Task: Reply only with how many lines contain the word "React".

BEGIN Dataset records

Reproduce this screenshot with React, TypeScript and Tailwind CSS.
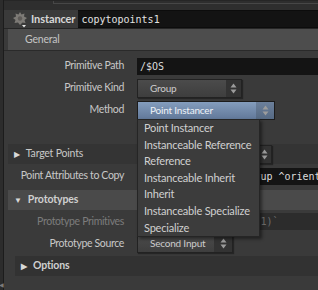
import React from "react";

function Arrows() {
  return (
    <svg width="7" height="11" viewBox="0 0 7 11">
      <path d="M3.5 0.5 L6.5 4.5 H0.5 Z" fill="#9c9c9c" />
      <path d="M3.5 10.5 L6.5 6.5 H0.5 Z" fill="#9c9c9c" />
    </svg>
  );
}

function NodeIcon() {
  return (
    <svg width="16" height="17" viewBox="0 0 16 17">
      <path
        d="M8 1 L9.5 3.5 L12.5 2.5 L12 5.5 L15 7 L12.5 9 L13.5 12 L10.5 11.5 L8 14 L6 11.5 L2.5 12 L3.5 9 L1 7 L4 5.5 L3.5 2.5 L6.5 3.5 Z"
        fill="#7d7a76"
      />
      <circle cx="8" cy="7.5" r="2.2" fill="#5e5b58" />
      <path d="M10 14 L14 14 L12 16.5 Z" fill="#e6e6e6" />
    </svg>
  );
}

function Dropdown({ label, width, arrowWidth }: { label: string; width: string; arrowWidth: string }) {
  return (
    <div className={`flex h-[19px] ${width} border border-[#222222] shadow-[1px_1px_1px_rgba(0,0,0,0.35)]`}>
      <div className="flex-1 flex items-center pl-[12px] bg-linear-to-b from-[#4b4b4b] to-[#3e3e3e] text-[10px] tracking-[-0.2px] text-[#cccccc]">
        {label}
      </div>
      <div className={`${arrowWidth} flex items-center justify-center bg-[#333333]`}>
        <Arrows />
      </div>
    </div>
  );
}

function Label({ children, dim }: { children: React.ReactNode; dim?: boolean }) {
  return (
    <div className={`w-[120px] shrink-0 text-right text-[10.5px] tracking-[-0.35px] whitespace-nowrap ${dim ? "text-[#7c7c7c]" : "text-[#c8c8c8]"}`}>
      {children}
    </div>
  );
}

const menuItems = [
  "Point Instancer",
  "Instanceable Reference",
  "Reference",
  "Instanceable Inherit",
  "Inherit",
  "Instanceable Specialize",
  "Specialize",
];

export default function App() {
  return (
    <div className="w-[318px] h-[290px] overflow-hidden bg-[#3a3a3a] flex relative [font-family:Lato,sans-serif]">
      {/* left edge */}
      <div className="w-[4px] shrink-0 bg-[#2c2c2c] border-r border-[#1c1c1c] flex flex-col justify-end items-center pb-[2px]">
        <span className="text-[6px] leading-none text-[#7a7a7a]">◀</span>
      </div>

      <div className="flex-1 flex flex-col min-w-0">
        {/* top strip */}
        <div className="h-[10px] bg-[#2e2e2e] border-t border-[#262626]">
          <div className="ml-[49px] h-[3px] border-l border-b border-[#474747]" />
        </div>

        {/* header */}
        <div className="h-[18px] flex items-center">
          <div className="ml-[8px] mt-[1px]">
            <NodeIcon />
          </div>
          <span className="ml-[3px] text-[11px] font-bold tracking-[-0.1px] text-[#d6d6d6]">Instancer</span>
          <div className="ml-[3px] flex-1 h-[18px] bg-[#131313] border-y border-[#0c0c0c] flex items-center pl-[3px] [font-family:'DejaVu_Sans_Mono',monospace] text-[10px] text-[#e2e2e2]">
            copytopoints1
          </div>
        </div>
        <div className="h-[1px] bg-[#252525]" />

        {/* General tab */}
        <div className="ml-[4px] h-[21px] bg-[#4d4d4d] flex items-center pl-[17px] text-[10.5px] tracking-[-0.2px] text-[#c4c4c4]">
          General
        </div>
        <div className="h-[1px] bg-[#2a2a2a]" />

        {/* parameters */}
        <div className="pt-[4px] flex flex-col">
          <div className="h-[22px] flex items-center">
            <Label>Primitive Path</Label>
            <div className="ml-[13px] flex-1 h-[17px] bg-[#141414] flex items-center pl-[3px] [font-family:'DejaVu_Sans_Mono',monospace] text-[10px] text-[#dddddd]">
              /$OS
            </div>
          </div>

          <div className="h-[22px] flex items-center">
            <Label>Primitive Kind</Label>
            <div className="ml-[13px]">
              <Dropdown label="Group" width="w-[105px]" arrowWidth="w-[15px]" />
            </div>
          </div>

          <div className="h-[22px] flex items-center">
            <Label>Method</Label>
            <div className="ml-[13px] flex h-[19px] w-[138px] border border-[#1c1c1c]">
              <div className="flex-1 flex items-center pl-[12px] bg-linear-to-b from-[#849dbd] to-[#62799a] text-[10px] tracking-[-0.2px] text-[#eef2f7]">
                Point Instancer
              </div>
              <div className="w-[18px] flex items-center justify-center bg-linear-to-b from-[#6c809b] to-[#566a84]">
                <Arrows />
              </div>
            </div>
          </div>

          <div className="h-[22px]" />

          <div className="h-[22px] flex items-center">
            <div className="ml-[4px] flex-1 h-[20px] bg-[#343434] flex items-center">
              <div className="w-[129px] flex items-center pl-[6px] text-[10.5px] tracking-[-0.2px] text-[#c8c8c8]">
                <span className="text-[8px] text-[#d8d8d8] mr-[6px]">▶</span>
                Target Points
              </div>
              <Dropdown label="" width="w-[135px]" arrowWidth="w-[13px]" />
            </div>
          </div>

          <div className="h-[22px] flex items-center">
            <Label>Point Attributes to Copy</Label>
            <div className="ml-[13px] flex-1 h-[17px] bg-[#141414] flex items-center pl-[3px] overflow-hidden whitespace-nowrap [font-family:'DejaVu_Sans_Mono',monospace] text-[10px] text-[#dddddd]">
              * ^P ^N ^v ^pscale ^up ^orient
            </div>
          </div>

          <div className="h-[22px] flex items-center pt-[3px]">
            <div className="ml-[4px] flex-1 h-[20px] bg-[#4a4a4a] flex items-center pl-[6px] text-[10.5px] tracking-[-0.1px] font-bold text-[#d0d0d0]">
              <span className="text-[8px] text-[#d8d8d8] mr-[6px]">▼</span>
              Prototypes
            </div>
          </div>

          <div className="h-[22px] flex items-center pt-[3px]">
            <Label dim>Prototype Primitives</Label>
            <div className="ml-[13px] flex-1 h-[17px] bg-[#2c2c2c] flex items-center pl-[3px] overflow-hidden whitespace-nowrap [font-family:'DejaVu_Sans_Mono',monospace] text-[10px] text-[#6c6c6c]">
              `lopinputprims(".", 1)`
            </div>
          </div>

          <div className="h-[22px] flex items-center pt-[3px]">
            <Label>Prototype Source</Label>
            <div className="ml-[13px]">
              <Dropdown label="Second Input" width="w-[96px]" arrowWidth="w-[18px]" />
            </div>
          </div>

          <div className="h-[22px] flex items-center pt-[4px]">
            <div className="ml-[11px] flex-1 h-[20px] bg-[#323232] flex items-center pl-[6px] text-[10.5px] tracking-[-0.1px] font-bold text-[#d0d0d0]">
              <span className="text-[8px] text-[#d8d8d8] mr-[6px]">▶</span>
              Options
            </div>
          </div>
        </div>
      </div>

      {/* popup menu */}
      <div className="absolute left-[137px] top-[119px] w-[123px] bg-[#3c3c3c] border border-[#252525] shadow-[2px_2px_3px_rgba(0,0,0,0.45)] flex flex-col">
        {menuItems.map((item) => (
          <div key={item} className="h-[16.6px] flex items-center pl-[6px] text-[11px] tracking-[-0.2px] text-[#d0d0d0] whitespace-nowrap">
            {item}
          </div>
        ))}
      </div>
    </div>
  );
}
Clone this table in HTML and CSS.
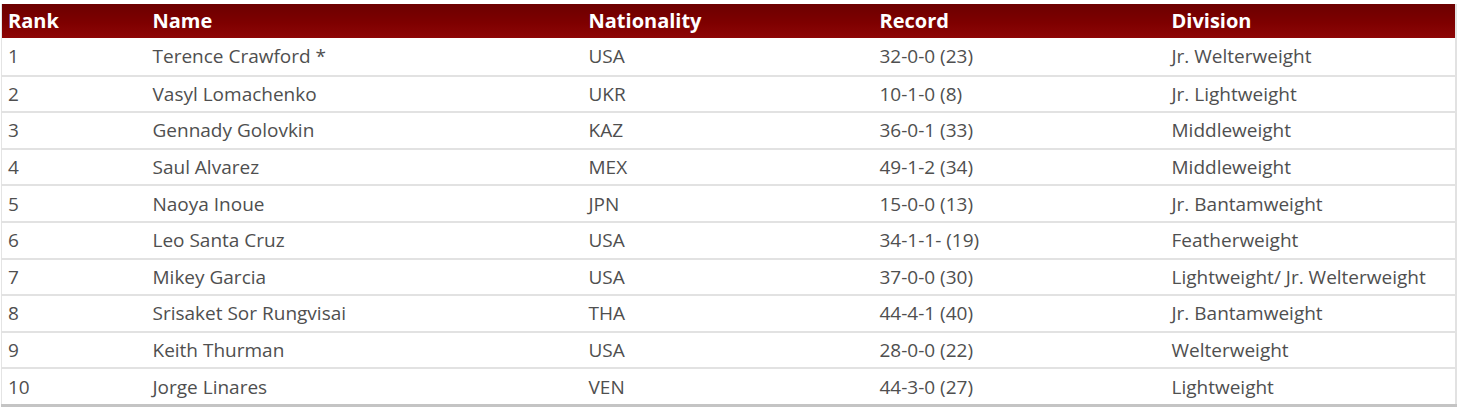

END Dataset records

Correct result: 3